>>>>

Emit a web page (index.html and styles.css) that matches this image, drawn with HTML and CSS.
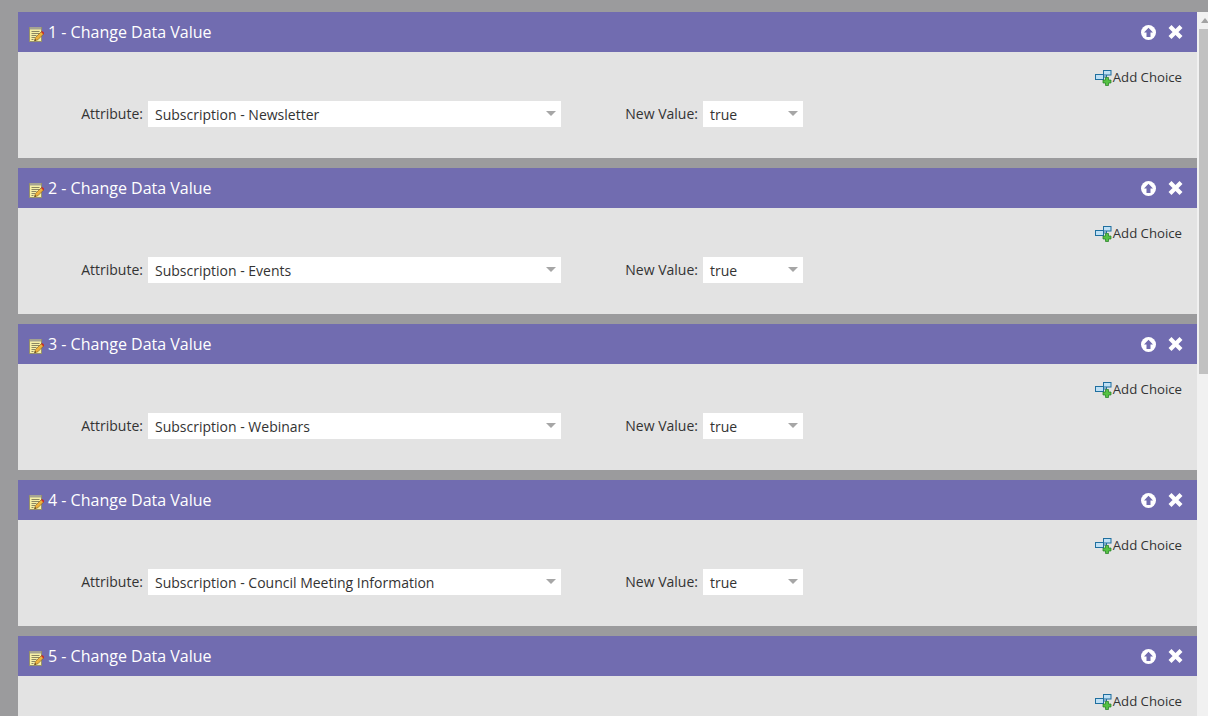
FILE: index.html
```html
<!DOCTYPE html>
<html lang="en">
<head>
<meta charset="utf-8">
<title>Change Data Value</title>
<link rel="stylesheet" href="styles.css">
</head>
<body>
<svg class="defs" width="0" height="0" aria-hidden="true">
  <defs>
    <symbol id="i-note" viewBox="0 0 15 16">
      <rect x=".5" y="1.500" width="12" height="14" fill="#f7f0a6" stroke="#96916c"/>
      <rect x="1" y="1" width="11" height="2.500" fill="#a5a392"/>
      <path d="M2.500 5.500h8M2.500 7.500h8M2.500 9.500h5M2.500 11.500h3.500M2.500 13.500h2" stroke="#6e6b50" stroke-width=".8"/>
      <path d="M5.500 14.800l1-3.300 6-6 2.300 2.300-6 6z" fill="#eeb23c" stroke="#7a561e" stroke-width=".6"/>
      <path d="M12 6l2.400 2.400.6-.7c.3-.5 0-1-.3-1.400l-.8-.8c-.4-.3-.9-.5-1.300-.1z" fill="#c5302a"/>
      <path d="M5.500 14.800l.5-1.700 1.200 1.200z" fill="#3a2a12"/>
    </symbol>
    <symbol id="i-choice" viewBox="0 0 17 16">
      <rect x="8.500" y=".5" width="7.500" height="4.500" fill="#bfe0f5" stroke="#1f6f9f"/>
      <rect x=".5" y="4.500" width="8" height="5" fill="#bfe0f5" stroke="#1f6f9f"/>
      <path d="M8.500 7h3V5" stroke="#1f6f9f" fill="none"/>
      <path d="M10.500 7.500h3V10H16v3h-2.500v2.500h-3V13H8v-3h2.500z" fill="#56c244" stroke="#1f7d20" stroke-width=".7"/>
    </symbol>
    <symbol id="i-up" viewBox="0 0 15 15">
      <circle cx="7.500" cy="7.500" r="7.500" fill="#fff"/>
      <path d="M7.500 2.800L12 7.500H9.500V12h-4V7.500H3z" fill="#716cb0"/>
    </symbol>
    <symbol id="i-x" viewBox="0 0 15 14">
      <path d="M2 1.500l11 11M13 1.500l-11 11" stroke="#fff" stroke-width="4.200"/>
    </symbol>
  </defs>
</svg>
<div class="viewport">
  <main class="list">
    <section class="step">
      <header class="step-head">
        <svg class="ico-note"><use href="#i-note"/></svg>
        <h2 class="step-title">1 - Change Data Value</h2>
        <span class="head-actions">
          <svg class="ico-up"><use href="#i-up"/></svg>
          <svg class="ico-x"><use href="#i-x"/></svg>
        </span>
      </header>
      <div class="step-body">
        <div class="choice-row"><a class="add-choice"><svg class="ico-choice"><use href="#i-choice"/></svg>Add Choice</a></div>
        <div class="fields">
          <span class="lbl lbl-attr">Attribute:</span>
          <div class="select select-attr"><span>Subscription - Newsletter</span><i class="caret"></i></div>
          <span class="lbl lbl-val">New Value:</span>
          <div class="select select-val"><span>true</span><i class="caret"></i></div>
        </div>
      </div>
    </section>
    <section class="step">
      <header class="step-head">
        <svg class="ico-note"><use href="#i-note"/></svg>
        <h2 class="step-title">2 - Change Data Value</h2>
        <span class="head-actions">
          <svg class="ico-up"><use href="#i-up"/></svg>
          <svg class="ico-x"><use href="#i-x"/></svg>
        </span>
      </header>
      <div class="step-body">
        <div class="choice-row"><a class="add-choice"><svg class="ico-choice"><use href="#i-choice"/></svg>Add Choice</a></div>
        <div class="fields">
          <span class="lbl lbl-attr">Attribute:</span>
          <div class="select select-attr"><span>Subscription - Events</span><i class="caret"></i></div>
          <span class="lbl lbl-val">New Value:</span>
          <div class="select select-val"><span>true</span><i class="caret"></i></div>
        </div>
      </div>
    </section>
    <section class="step">
      <header class="step-head">
        <svg class="ico-note"><use href="#i-note"/></svg>
        <h2 class="step-title">3 - Change Data Value</h2>
        <span class="head-actions">
          <svg class="ico-up"><use href="#i-up"/></svg>
          <svg class="ico-x"><use href="#i-x"/></svg>
        </span>
      </header>
      <div class="step-body">
        <div class="choice-row"><a class="add-choice"><svg class="ico-choice"><use href="#i-choice"/></svg>Add Choice</a></div>
        <div class="fields">
          <span class="lbl lbl-attr">Attribute:</span>
          <div class="select select-attr"><span>Subscription - Webinars</span><i class="caret"></i></div>
          <span class="lbl lbl-val">New Value:</span>
          <div class="select select-val"><span>true</span><i class="caret"></i></div>
        </div>
      </div>
    </section>
    <section class="step">
      <header class="step-head">
        <svg class="ico-note"><use href="#i-note"/></svg>
        <h2 class="step-title">4 - Change Data Value</h2>
        <span class="head-actions">
          <svg class="ico-up"><use href="#i-up"/></svg>
          <svg class="ico-x"><use href="#i-x"/></svg>
        </span>
      </header>
      <div class="step-body">
        <div class="choice-row"><a class="add-choice"><svg class="ico-choice"><use href="#i-choice"/></svg>Add Choice</a></div>
        <div class="fields">
          <span class="lbl lbl-attr">Attribute:</span>
          <div class="select select-attr"><span>Subscription - Council Meeting Information</span><i class="caret"></i></div>
          <span class="lbl lbl-val">New Value:</span>
          <div class="select select-val"><span>true</span><i class="caret"></i></div>
        </div>
      </div>
    </section>
    <section class="step">
      <header class="step-head">
        <svg class="ico-note"><use href="#i-note"/></svg>
        <h2 class="step-title">5 - Change Data Value</h2>
        <span class="head-actions">
          <svg class="ico-up"><use href="#i-up"/></svg>
          <svg class="ico-x"><use href="#i-x"/></svg>
        </span>
      </header>
      <div class="step-body">
        <div class="choice-row"><a class="add-choice"><svg class="ico-choice"><use href="#i-choice"/></svg>Add Choice</a></div>
      </div>
    </section>
  </main>
  <div class="scrollbar">
    <i class="scroll-arrow"></i>
    <div class="scroll-thumb"></div>
  </div>
</div>
</body>
</html>
```
FILE: styles.css
```css
* { box-sizing: border-box; }
html, body { margin: 0; height: 100%; overflow: hidden; }
body { background: #9b9b9d; font-family: "Open Sans", "Liberation Sans", sans-serif; color: #333; }
.defs { display: block; height: 0; }
.viewport { display: flex; height: 716px; overflow: hidden; padding-top: 12px; }
.list { flex: 1; min-width: 0; padding-left: 18px; display: flex; flex-direction: column; gap: 10px; overflow: hidden; }
.step { flex: none; }
.step-head { height: 40px; background: #716cb0; display: flex; align-items: center; padding: 0 14px 0 11px; color: #fff; }
.ico-note { width: 15px; height: 16px; margin: 3px 4px 0 0; flex: none; }
.step-title { margin: 0; font-size: 16px; font-weight: 400; line-height: 40px; }
.head-actions { margin-left: auto; display: flex; align-items: center; gap: 12px; }
.ico-up { width: 15px; height: 15px; display: block; }
.ico-x { width: 15px; height: 14px; display: block; }
.step-body { height: 106px; background: #e3e3e3; }
.choice-row { display: flex; justify-content: flex-end; padding: 16px 15px 0 0; height: 49px; }
.add-choice { display: flex; align-items: center; height: 18px; font-size: 13.2px; color: #333; }
.ico-choice { width: 17px; height: 16px; margin-right: 1px; margin-top: 1px; }
.fields { display: flex; align-items: center; height: 26px; font-size: 14px; }
.lbl { color: #333; padding-bottom: 2px; }
.lbl-attr { width: 130px; padding-right: 5px; text-align: right; }
.lbl-val { width: 142px; padding-right: 5px; text-align: right; }
.select { height: 26px; background: #fff; display: flex; align-items: center; justify-content: space-between; padding: 1px 5px 0 7px; color: #333; }
.select-attr { width: 413px; }
.select-val { width: 100px; }
.caret { width: 0; height: 0; border-left: 5px solid transparent; border-right: 5px solid transparent; border-top: 5px solid #a6a6a6; margin-top: -3px; }
.scrollbar { width: 11px; flex: none; background: #f1f1f1; position: relative; padding: 17px 0 0 2px; }
.scroll-arrow { position: absolute; top: 6px; left: 4px; width: 0; height: 0; border-left: 4px solid transparent; border-right: 4px solid transparent; border-bottom: 5px solid #a3a3a3; }
.scroll-thumb { height: 345px; background: #c1c1c1; }
```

<<<<

Problem requirements: Only the number is wanted: how many lines above include the word "styles"?

Answer: 3